-- START OF Material --
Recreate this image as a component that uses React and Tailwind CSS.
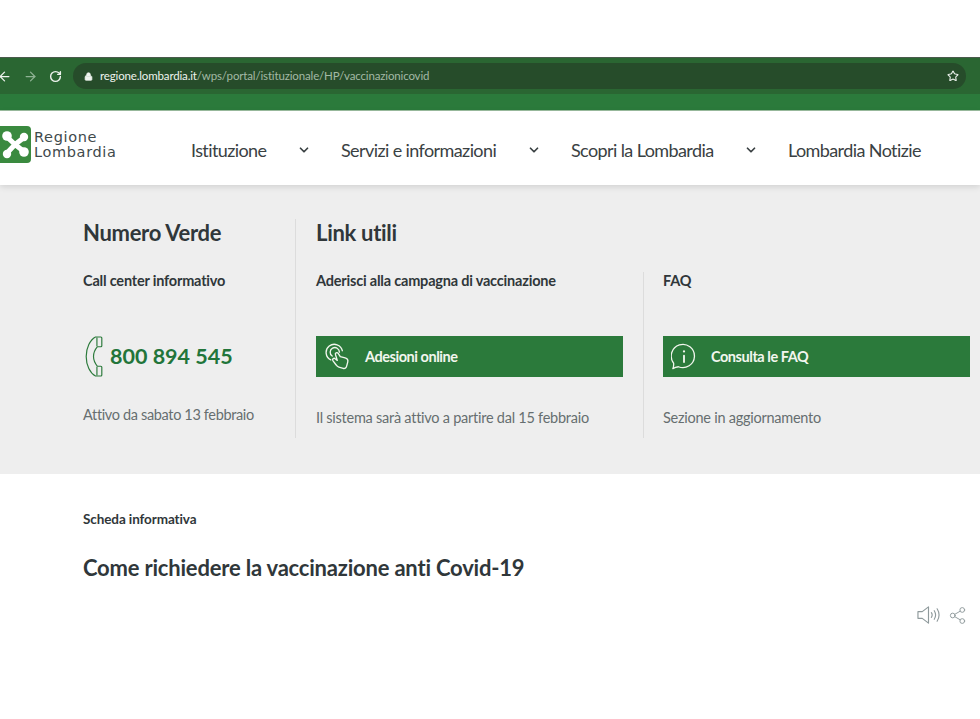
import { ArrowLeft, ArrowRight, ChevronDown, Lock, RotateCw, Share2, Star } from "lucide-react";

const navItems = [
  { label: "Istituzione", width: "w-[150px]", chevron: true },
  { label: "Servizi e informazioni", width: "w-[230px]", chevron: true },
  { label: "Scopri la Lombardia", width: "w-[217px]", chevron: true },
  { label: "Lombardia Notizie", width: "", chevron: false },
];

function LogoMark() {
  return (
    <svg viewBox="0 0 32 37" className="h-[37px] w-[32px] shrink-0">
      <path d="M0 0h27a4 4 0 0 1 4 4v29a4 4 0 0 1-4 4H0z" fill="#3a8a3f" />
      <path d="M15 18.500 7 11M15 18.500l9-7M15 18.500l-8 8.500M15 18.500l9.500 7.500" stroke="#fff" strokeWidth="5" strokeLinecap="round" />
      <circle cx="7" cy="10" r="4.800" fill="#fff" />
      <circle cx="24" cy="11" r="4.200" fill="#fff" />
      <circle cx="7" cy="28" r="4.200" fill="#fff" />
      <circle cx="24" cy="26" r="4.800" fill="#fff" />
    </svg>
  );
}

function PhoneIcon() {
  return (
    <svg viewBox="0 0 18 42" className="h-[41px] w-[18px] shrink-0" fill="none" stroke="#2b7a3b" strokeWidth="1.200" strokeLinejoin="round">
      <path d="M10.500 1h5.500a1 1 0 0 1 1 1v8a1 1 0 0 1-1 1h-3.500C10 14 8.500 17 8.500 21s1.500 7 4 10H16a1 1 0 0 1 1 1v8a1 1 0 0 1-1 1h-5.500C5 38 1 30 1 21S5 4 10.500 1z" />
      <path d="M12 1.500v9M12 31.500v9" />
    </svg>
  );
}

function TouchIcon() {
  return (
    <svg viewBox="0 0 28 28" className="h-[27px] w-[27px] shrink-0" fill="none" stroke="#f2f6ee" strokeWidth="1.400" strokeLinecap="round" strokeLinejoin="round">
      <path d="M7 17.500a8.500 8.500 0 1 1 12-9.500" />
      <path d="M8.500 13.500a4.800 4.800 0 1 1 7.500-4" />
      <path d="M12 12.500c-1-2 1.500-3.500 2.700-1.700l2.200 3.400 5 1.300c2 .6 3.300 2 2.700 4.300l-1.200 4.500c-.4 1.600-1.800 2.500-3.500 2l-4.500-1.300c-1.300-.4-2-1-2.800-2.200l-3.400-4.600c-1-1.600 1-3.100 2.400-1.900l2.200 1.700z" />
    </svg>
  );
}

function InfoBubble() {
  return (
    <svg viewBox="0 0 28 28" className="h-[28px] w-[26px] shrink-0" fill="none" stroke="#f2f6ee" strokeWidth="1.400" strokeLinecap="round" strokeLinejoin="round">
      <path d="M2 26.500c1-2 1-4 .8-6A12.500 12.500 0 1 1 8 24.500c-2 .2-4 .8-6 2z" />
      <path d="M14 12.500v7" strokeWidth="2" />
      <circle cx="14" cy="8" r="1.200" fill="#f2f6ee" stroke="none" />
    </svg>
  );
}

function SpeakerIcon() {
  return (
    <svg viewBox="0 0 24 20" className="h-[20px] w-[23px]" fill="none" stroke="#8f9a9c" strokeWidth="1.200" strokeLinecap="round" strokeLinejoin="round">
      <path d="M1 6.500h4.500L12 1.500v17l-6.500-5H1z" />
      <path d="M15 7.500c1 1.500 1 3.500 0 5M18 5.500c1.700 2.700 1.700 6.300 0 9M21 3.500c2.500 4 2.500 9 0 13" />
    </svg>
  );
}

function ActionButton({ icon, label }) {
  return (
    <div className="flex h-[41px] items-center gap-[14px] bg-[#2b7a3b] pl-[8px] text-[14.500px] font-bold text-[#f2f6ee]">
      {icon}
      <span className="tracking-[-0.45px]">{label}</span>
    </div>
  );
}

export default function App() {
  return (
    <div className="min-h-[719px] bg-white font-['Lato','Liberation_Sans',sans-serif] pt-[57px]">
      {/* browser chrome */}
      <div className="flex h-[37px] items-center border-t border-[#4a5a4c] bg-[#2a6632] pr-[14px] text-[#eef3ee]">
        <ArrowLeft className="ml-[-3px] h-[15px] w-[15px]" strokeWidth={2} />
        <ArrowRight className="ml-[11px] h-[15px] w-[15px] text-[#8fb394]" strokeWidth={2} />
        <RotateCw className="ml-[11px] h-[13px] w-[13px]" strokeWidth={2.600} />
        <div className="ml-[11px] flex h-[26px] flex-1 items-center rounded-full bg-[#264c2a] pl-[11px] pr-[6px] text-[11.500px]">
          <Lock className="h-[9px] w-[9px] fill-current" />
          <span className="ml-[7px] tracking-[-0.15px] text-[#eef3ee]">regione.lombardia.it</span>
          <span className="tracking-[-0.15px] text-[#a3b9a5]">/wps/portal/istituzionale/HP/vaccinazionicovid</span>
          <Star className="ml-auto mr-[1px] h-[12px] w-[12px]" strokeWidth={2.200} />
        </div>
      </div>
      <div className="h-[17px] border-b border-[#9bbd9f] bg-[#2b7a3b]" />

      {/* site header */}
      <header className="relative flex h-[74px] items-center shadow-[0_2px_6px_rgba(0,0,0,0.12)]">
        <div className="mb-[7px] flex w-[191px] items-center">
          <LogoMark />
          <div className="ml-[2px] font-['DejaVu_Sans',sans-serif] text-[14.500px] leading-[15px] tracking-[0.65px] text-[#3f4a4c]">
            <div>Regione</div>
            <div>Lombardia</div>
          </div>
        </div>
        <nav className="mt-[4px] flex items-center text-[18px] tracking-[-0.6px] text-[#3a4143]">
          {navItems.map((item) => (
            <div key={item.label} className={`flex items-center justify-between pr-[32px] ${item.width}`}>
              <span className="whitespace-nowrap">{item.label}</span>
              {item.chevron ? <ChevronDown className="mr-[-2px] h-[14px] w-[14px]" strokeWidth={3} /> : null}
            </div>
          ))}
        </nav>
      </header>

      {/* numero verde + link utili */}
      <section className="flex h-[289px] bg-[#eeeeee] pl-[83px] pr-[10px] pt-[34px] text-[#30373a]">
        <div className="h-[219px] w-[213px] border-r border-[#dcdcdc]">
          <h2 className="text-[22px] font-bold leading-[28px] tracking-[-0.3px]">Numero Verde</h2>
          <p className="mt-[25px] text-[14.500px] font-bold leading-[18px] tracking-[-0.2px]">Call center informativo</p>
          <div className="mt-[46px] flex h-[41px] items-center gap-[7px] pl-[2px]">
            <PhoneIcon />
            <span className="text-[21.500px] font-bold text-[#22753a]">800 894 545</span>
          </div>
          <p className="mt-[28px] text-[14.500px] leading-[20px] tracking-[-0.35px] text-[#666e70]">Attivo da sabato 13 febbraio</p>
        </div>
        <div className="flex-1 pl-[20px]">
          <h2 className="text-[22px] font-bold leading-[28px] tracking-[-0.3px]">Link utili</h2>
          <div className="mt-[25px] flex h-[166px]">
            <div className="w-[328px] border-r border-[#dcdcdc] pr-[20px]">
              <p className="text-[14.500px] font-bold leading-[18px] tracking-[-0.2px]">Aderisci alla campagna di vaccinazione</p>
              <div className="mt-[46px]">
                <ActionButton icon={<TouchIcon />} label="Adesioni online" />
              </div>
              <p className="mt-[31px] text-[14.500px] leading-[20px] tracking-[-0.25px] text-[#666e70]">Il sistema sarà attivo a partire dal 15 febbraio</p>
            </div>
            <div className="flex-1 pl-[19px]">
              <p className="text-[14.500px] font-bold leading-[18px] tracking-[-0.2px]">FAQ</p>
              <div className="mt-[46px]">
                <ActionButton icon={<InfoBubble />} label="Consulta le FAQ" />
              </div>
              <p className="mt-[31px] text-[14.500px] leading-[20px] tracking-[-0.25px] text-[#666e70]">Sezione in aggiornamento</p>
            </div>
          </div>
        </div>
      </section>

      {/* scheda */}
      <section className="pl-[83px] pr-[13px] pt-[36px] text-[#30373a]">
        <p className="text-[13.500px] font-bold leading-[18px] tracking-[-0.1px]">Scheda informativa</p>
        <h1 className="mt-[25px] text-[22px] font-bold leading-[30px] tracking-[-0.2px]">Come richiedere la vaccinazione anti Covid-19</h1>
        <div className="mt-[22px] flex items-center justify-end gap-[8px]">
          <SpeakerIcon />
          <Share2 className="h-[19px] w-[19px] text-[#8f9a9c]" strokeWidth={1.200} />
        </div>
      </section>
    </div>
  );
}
-- END OF Material --
* [Stated exercise]: Repeat only the lines between the start of the data and the line with "RotateCw, Share2, Star", including those two lines, and skip the pictures.

* [Task answer]:
Recreate this image as a component that uses React and Tailwind CSS.
import { ArrowLeft, ArrowRight, ChevronDown, Lock, RotateCw, Share2, Star } from "lucide-react";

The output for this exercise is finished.